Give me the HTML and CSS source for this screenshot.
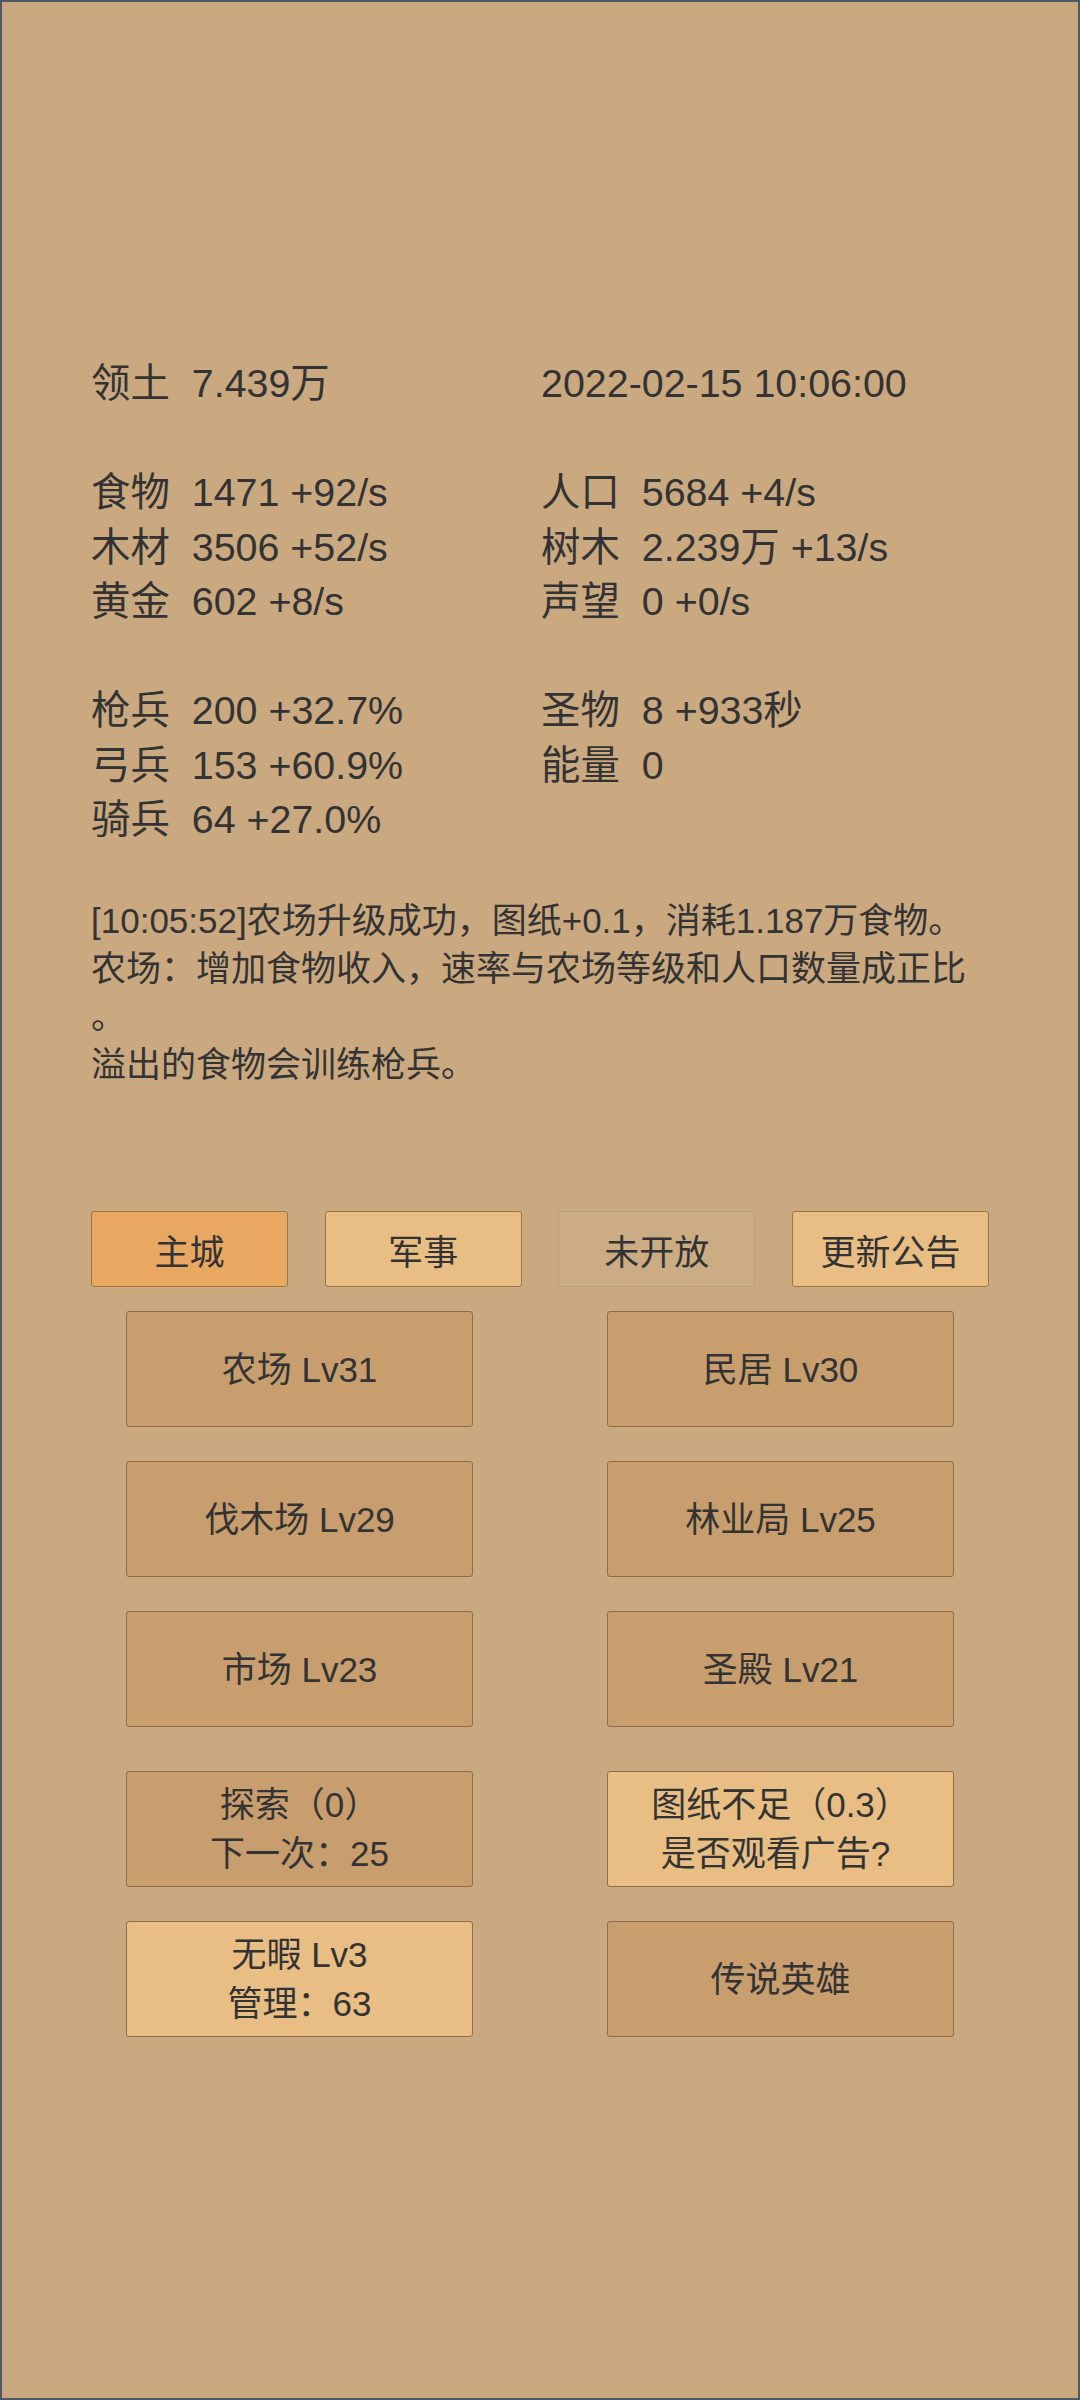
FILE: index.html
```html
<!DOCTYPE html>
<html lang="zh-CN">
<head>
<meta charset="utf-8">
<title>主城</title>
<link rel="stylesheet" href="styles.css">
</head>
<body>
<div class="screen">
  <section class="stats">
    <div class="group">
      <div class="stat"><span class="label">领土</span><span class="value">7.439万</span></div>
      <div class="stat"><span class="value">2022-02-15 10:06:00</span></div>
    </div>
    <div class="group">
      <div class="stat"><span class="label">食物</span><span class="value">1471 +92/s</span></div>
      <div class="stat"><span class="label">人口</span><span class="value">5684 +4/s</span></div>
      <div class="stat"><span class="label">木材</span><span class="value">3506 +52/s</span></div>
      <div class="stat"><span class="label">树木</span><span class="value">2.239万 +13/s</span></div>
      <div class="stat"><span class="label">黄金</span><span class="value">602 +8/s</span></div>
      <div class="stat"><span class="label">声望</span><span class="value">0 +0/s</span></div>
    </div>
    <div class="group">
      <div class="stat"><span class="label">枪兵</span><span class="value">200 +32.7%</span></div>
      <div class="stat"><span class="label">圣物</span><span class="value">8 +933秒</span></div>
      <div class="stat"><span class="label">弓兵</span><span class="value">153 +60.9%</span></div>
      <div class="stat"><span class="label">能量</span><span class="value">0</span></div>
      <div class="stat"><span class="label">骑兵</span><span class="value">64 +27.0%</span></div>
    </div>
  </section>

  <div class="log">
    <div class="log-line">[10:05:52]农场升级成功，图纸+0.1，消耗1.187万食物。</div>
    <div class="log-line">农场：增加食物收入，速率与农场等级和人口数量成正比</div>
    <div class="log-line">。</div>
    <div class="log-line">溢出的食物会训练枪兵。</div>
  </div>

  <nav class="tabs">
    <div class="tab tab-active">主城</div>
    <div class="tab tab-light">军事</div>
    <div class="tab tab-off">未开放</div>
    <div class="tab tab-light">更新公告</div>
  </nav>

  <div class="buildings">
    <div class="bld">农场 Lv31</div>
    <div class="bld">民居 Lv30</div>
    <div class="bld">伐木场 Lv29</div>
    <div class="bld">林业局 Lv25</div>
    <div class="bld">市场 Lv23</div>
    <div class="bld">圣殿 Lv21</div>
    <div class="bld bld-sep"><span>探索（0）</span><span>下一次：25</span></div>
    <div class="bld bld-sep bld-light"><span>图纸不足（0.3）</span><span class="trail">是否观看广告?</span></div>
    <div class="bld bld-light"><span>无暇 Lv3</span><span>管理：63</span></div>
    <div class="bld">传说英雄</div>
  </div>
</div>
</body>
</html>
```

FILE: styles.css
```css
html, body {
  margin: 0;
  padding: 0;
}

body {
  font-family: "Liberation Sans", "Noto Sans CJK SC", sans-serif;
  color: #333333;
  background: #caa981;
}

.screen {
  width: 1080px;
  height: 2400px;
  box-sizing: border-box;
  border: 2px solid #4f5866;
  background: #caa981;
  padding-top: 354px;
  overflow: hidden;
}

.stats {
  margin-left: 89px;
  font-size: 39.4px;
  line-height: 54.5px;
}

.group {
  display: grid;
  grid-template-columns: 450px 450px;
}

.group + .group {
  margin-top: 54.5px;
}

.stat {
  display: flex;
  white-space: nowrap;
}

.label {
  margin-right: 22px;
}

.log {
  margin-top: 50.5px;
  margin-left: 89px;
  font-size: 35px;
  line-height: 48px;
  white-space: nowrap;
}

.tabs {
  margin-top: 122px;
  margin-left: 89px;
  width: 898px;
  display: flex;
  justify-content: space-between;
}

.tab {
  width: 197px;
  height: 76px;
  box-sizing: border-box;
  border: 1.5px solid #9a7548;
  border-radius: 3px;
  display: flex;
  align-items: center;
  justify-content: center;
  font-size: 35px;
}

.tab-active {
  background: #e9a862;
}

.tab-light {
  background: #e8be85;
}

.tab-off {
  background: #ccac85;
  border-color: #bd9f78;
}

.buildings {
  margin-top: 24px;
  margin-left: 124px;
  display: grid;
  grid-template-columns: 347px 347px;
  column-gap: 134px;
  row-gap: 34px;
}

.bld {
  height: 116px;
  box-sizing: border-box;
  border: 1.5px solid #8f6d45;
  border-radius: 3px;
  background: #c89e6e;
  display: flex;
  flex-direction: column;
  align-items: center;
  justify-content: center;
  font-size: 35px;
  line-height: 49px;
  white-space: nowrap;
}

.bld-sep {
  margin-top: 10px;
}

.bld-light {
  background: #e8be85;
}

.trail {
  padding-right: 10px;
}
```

■ **Given exercise**
Omit the pictures and output all of the other material exactly.

■ **Answer to this problem**
Give me the HTML and CSS source for this screenshot.
FILE: index.html
```html
<!DOCTYPE html>
<html lang="zh-CN">
<head>
<meta charset="utf-8">
<title>主城</title>
<link rel="stylesheet" href="styles.css">
</head>
<body>
<div class="screen">
  <section class="stats">
    <div class="group">
      <div class="stat"><span class="label">领土</span><span class="value">7.439万</span></div>
      <div class="stat"><span class="value">2022-02-15 10:06:00</span></div>
    </div>
    <div class="group">
      <div class="stat"><span class="label">食物</span><span class="value">1471 +92/s</span></div>
      <div class="stat"><span class="label">人口</span><span class="value">5684 +4/s</span></div>
      <div class="stat"><span class="label">木材</span><span class="value">3506 +52/s</span></div>
      <div class="stat"><span class="label">树木</span><span class="value">2.239万 +13/s</span></div>
      <div class="stat"><span class="label">黄金</span><span class="value">602 +8/s</span></div>
      <div class="stat"><span class="label">声望</span><span class="value">0 +0/s</span></div>
    </div>
    <div class="group">
      <div class="stat"><span class="label">枪兵</span><span class="value">200 +32.7%</span></div>
      <div class="stat"><span class="label">圣物</span><span class="value">8 +933秒</span></div>
      <div class="stat"><span class="label">弓兵</span><span class="value">153 +60.9%</span></div>
      <div class="stat"><span class="label">能量</span><span class="value">0</span></div>
      <div class="stat"><span class="label">骑兵</span><span class="value">64 +27.0%</span></div>
    </div>
  </section>

  <div class="log">
    <div class="log-line">[10:05:52]农场升级成功，图纸+0.1，消耗1.187万食物。</div>
    <div class="log-line">农场：增加食物收入，速率与农场等级和人口数量成正比</div>
    <div class="log-line">。</div>
    <div class="log-line">溢出的食物会训练枪兵。</div>
  </div>

  <nav class="tabs">
    <div class="tab tab-active">主城</div>
    <div class="tab tab-light">军事</div>
    <div class="tab tab-off">未开放</div>
    <div class="tab tab-light">更新公告</div>
  </nav>

  <div class="buildings">
    <div class="bld">农场 Lv31</div>
    <div class="bld">民居 Lv30</div>
    <div class="bld">伐木场 Lv29</div>
    <div class="bld">林业局 Lv25</div>
    <div class="bld">市场 Lv23</div>
    <div class="bld">圣殿 Lv21</div>
    <div class="bld bld-sep"><span>探索（0）</span><span>下一次：25</span></div>
    <div class="bld bld-sep bld-light"><span>图纸不足（0.3）</span><span class="trail">是否观看广告?</span></div>
    <div class="bld bld-light"><span>无暇 Lv3</span><span>管理：63</span></div>
    <div class="bld">传说英雄</div>
  </div>
</div>
</body>
</html>
```

FILE: styles.css
```css
html, body {
  margin: 0;
  padding: 0;
}

body {
  font-family: "Liberation Sans", "Noto Sans CJK SC", sans-serif;
  color: #333333;
  background: #caa981;
}

.screen {
  width: 1080px;
  height: 2400px;
  box-sizing: border-box;
  border: 2px solid #4f5866;
  background: #caa981;
  padding-top: 354px;
  overflow: hidden;
}

.stats {
  margin-left: 89px;
  font-size: 39.4px;
  line-height: 54.5px;
}

.group {
  display: grid;
  grid-template-columns: 450px 450px;
}

.group + .group {
  margin-top: 54.5px;
}

.stat {
  display: flex;
  white-space: nowrap;
}

.label {
  margin-right: 22px;
}

.log {
  margin-top: 50.5px;
  margin-left: 89px;
  font-size: 35px;
  line-height: 48px;
  white-space: nowrap;
}

.tabs {
  margin-top: 122px;
  margin-left: 89px;
  width: 898px;
  display: flex;
  justify-content: space-between;
}

.tab {
  width: 197px;
  height: 76px;
  box-sizing: border-box;
  border: 1.5px solid #9a7548;
  border-radius: 3px;
  display: flex;
  align-items: center;
  justify-content: center;
  font-size: 35px;
}

.tab-active {
  background: #e9a862;
}

.tab-light {
  background: #e8be85;
}

.tab-off {
  background: #ccac85;
  border-color: #bd9f78;
}

.buildings {
  margin-top: 24px;
  margin-left: 124px;
  display: grid;
  grid-template-columns: 347px 347px;
  column-gap: 134px;
  row-gap: 34px;
}

.bld {
  height: 116px;
  box-sizing: border-box;
  border: 1.5px solid #8f6d45;
  border-radius: 3px;
  background: #c89e6e;
  display: flex;
  flex-direction: column;
  align-items: center;
  justify-content: center;
  font-size: 35px;
  line-height: 49px;
  white-space: nowrap;
}

.bld-sep {
  margin-top: 10px;
}

.bld-light {
  background: #e8be85;
}

.trail {
  padding-right: 10px;
}
```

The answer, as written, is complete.